3.1. Excerto de transcrição da aula do dia 26 de maio
Fragmento 1
01 Professora: vamos trabalhar a respeito dos gêneros do
discurso. eu já tinha feito uma introdução a respeito disso.
Alguém lembra o que são gêneros.
02 Cândida: a gente não lembra de nada. hhhh
03 Professora: quando nós nos comunicamos. o que estamos
fazendo. quando eu falo com a Stefani
04 Cândida: com a Cândida
05 Professora: Cândida desculpa. o que estamos fazendo,
06 Cândida: dialogando
07 Professora: dialogando. muito bem. e esse diálogo é o
que.(2,3) é um gênero. então o que é que é gê::nero (2,3)
08 Gustavo: um diálogo
09 Professora: é como eu me comunico. são as formas de
comunicação. quer dizer são os textos que nós encontramos
diariamente. ninguém consegue se comunicar a não ser por
gênero. imagina se cada um que fosse iniciar uma conversa com
alguém sem saber que gênero tá falando. como que tu vai te
comunicar com essa pessoa. seria praticamente im::possível a
19
comunicação. senão se utilizar de nenhum gênero não vai haver
comunicação. continuando quais são os gêneros orais que nós
temos?
10 Aroldo: diálogo, monólogo
11 Professora: que mais. tá o que mais nós temos. entrevista e
seminário. só que esses gêneros quando passam da esfera do
cotidiano para a esfera pública. bem então os gêneros se
dividem em primários e secundários, os gêneros primários são
os que usamos no dia a dia e os gêneros secundários são os
que usamos na esfera pública. digamos assim que são as
entrevistas. o seminário. são gêneros planeja::dos.

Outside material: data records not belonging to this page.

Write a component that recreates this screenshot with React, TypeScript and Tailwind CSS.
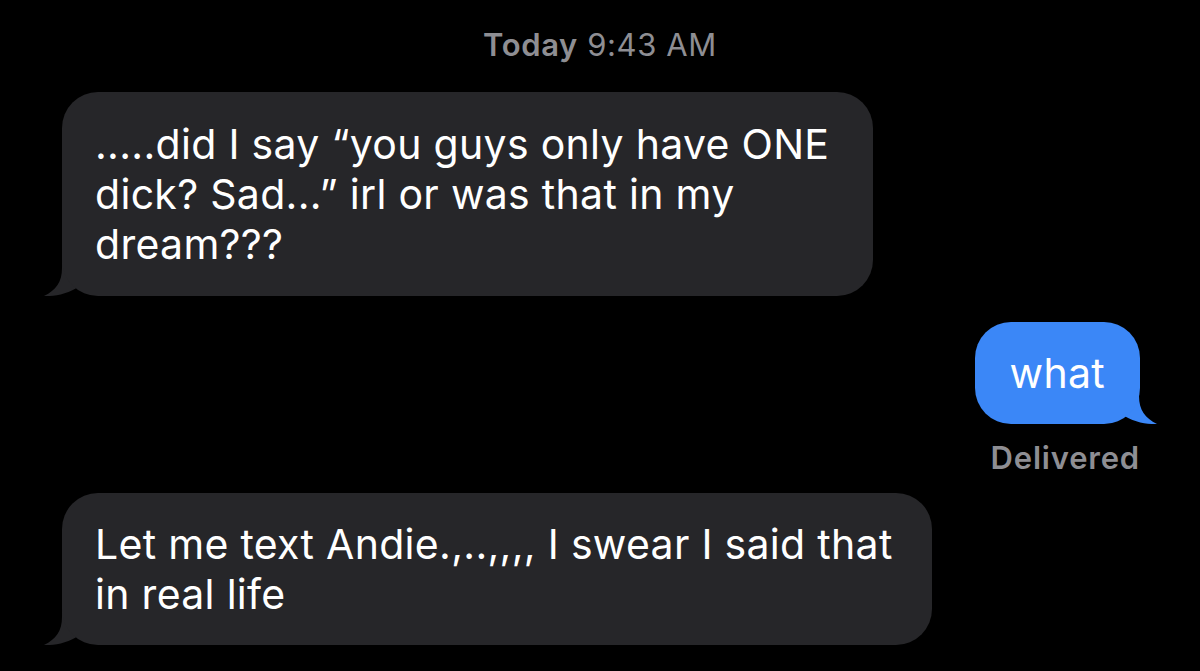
const font = { fontFamily: 'Inter, "Noto Sans", sans-serif' }

function LeftTail() {
  return (
    <svg className="absolute left-[-18px] bottom-0" width="64" height="44" viewBox="0 0 64 44">
      <path d="M18 0 L18 16 C18 30 12 38 0 44 C11 44.5 24 42 36 34 C42 40 52 44 64 44 L64 0 Z" fill="#262629" />
    </svg>
  )
}

function RightTail() {
  return (
    <svg className="absolute right-[-17px] bottom-0" width="64" height="44" viewBox="0 0 64 44">
      <path d="M46 0 L46 16 C46 30 52 38 64 44 C53 44.5 40 42 28 34 C22 40 12 44 0 44 L0 0 Z" fill="#3b87f7" />
    </svg>
  )
}

export default function App() {
  return (
    <div className="w-[1200px] h-[671px] bg-black overflow-hidden flex flex-col" style={font}>
      <div className="pt-[29px] text-center text-[31px] leading-[32px] tracking-[0.6px] text-[#8e8e93]">
        <span className="font-semibold">Today</span> 9:43 AM
      </div>

      <div className="mt-[31px] ml-[62px] relative w-[811px]">
        <LeftTail />
        <div className="relative rounded-[36px] bg-[#262629] pl-[33px] pr-[20px] py-[27px] text-white text-[41px] leading-[50px] tracking-[0.3px]">
          .....did I say “you guys only have ONE<br />
          dick? Sad...” irl or was that in my<br />
          dream???
        </div>
      </div>

      <div className="mt-[26px] mr-[60px] self-end relative">
        <RightTail />
        <div className="relative rounded-[36px] bg-[#3b87f7] px-[35px] py-[26px] text-white text-[41px] leading-[50px] tracking-[0.3px]">
          what
        </div>
      </div>

      <div className="self-end mr-[60px] mt-[18px] text-[31px] leading-[32px] tracking-[0.8px] font-semibold text-[#8e8e93]">
        Delivered
      </div>

      <div className="mt-[19px] ml-[62px] relative w-[870px]">
        <LeftTail />
        <div className="relative rounded-[36px] bg-[#262629] pl-[33px] pr-[20px] py-[26px] text-white text-[41px] leading-[50px] tracking-[0.3px]">
          Let me text Andie.,..,,,, I swear I said that<br />
          in real life
        </div>
      </div>
    </div>
  )
}
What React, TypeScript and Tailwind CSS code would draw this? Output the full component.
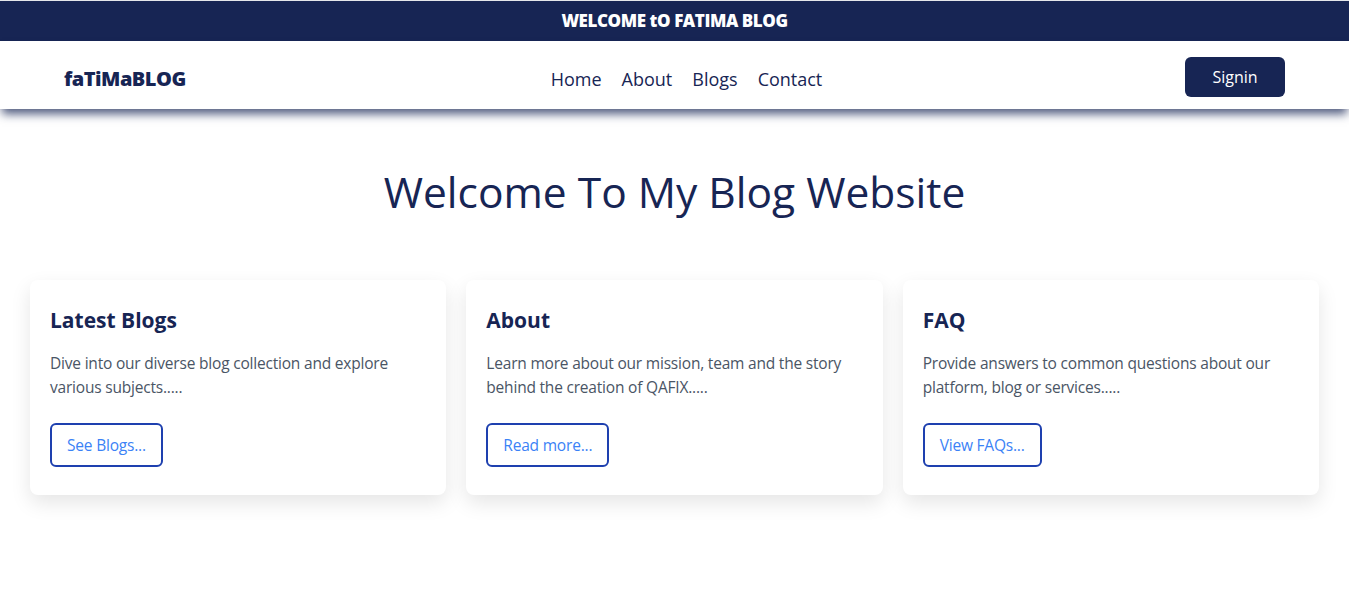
import React from 'react'

const cards = [
  {
    title: 'Latest Blogs',
    text: 'Dive into our diverse blog collection and explore various subjects.....',
    button: 'See Blogs...',
  },
  {
    title: 'About',
    text: 'Learn more about our mission, team and the story behind the creation of QAFIX.....',
    button: 'Read more...',
  },
  {
    title: 'FAQ',
    text: 'Provide answers to common questions about our platform, blog or services.....',
    button: 'View FAQs...',
  },
]

export default function App() {
  return (
    <div className="min-h-screen bg-white font-['Segoe_UI','Open_Sans',sans-serif] border-t border-gray-200">
      {/* Top banner */}
      <div className="h-10 bg-[#172554] flex items-center justify-center">
        <p className="text-white text-[17px] font-black tracking-tight font-['Open_Sans',sans-serif]">
          WELCOME tO FATIMA BLOG
        </p>
      </div>

      {/* Navbar */}
      <nav className="relative z-10 h-[68px] bg-white flex items-center pl-16 pr-16 shadow-[0_7px_9px_-2px_rgba(23,37,84,0.75)]">
        <span className="text-[20px] font-extrabold text-[#172554] tracking-tight w-[124px] mt-2 whitespace-nowrap">faTiMaBLOG</span>
        <ul className="flex-1 flex items-center justify-center gap-5 text-[18px] text-[#172554] font-medium mt-2">
          <li>Home</li>
          <li>About</li>
          <li>Blogs</li>
          <li>Contact</li>
        </ul>
        <button className="w-[100px] h-10 bg-[#172554] text-white text-base rounded-md mt-1">Signin</button>
      </nav>

      {/* Hero */}
      <h1 className="text-center text-[42.5px] text-[#172554] mt-[56px] leading-tight">
        Welcome To My Blog Website
      </h1>

      {/* Cards */}
      <div className="grid grid-cols-3 gap-5 px-[30px] mt-[62px]">
        {cards.map((c) => (
          <div key={c.title} className="bg-white rounded-lg shadow-[0_8px_20px_rgba(0,0,0,0.1)] p-5 pt-[24px] h-[215px]">
            <h2 className="text-[21px] font-bold text-[#172554] leading-8">{c.title}</h2>
            <p className="mt-[15px] text-[15.5px] tracking-[-0.2px] text-gray-600 leading-6">{c.text}</p>
            <button className="mt-[24px] h-11 px-[15px] border-2 border-[#1e40af] rounded-md text-[#3b82f6] text-[15.5px] tracking-[-0.2px]">
              {c.button}
            </button>
          </div>
        ))}
      </div>
    </div>
  )
}
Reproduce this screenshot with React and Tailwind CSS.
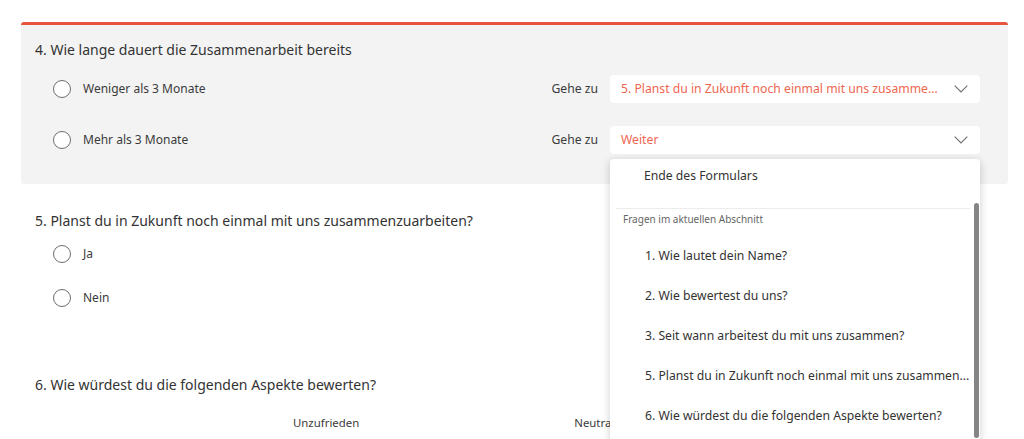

estrutu::rados. temos que estudar. temos que elaborar as
perguntas. precisamos ter um estudo prévio para poder
apresentar um bom seminário
12 Gustavo: perguntas ou tópicos professora
13 Professora: tu podes trabalhar tanto com tópicos quanto com
perguntas. agora nós vamos assistir um vídeo. aliás três
vídeos com exemplos de gêneros. vamos ver características de
gêneros.
Inicialmente foi apresentado o conteúdo da aula programado para essa data. A
seguir, o conceito de gênero a partir de exemplos de gêneros orais, observando suas
características, estrutura e a linguagem oral em situação de uso.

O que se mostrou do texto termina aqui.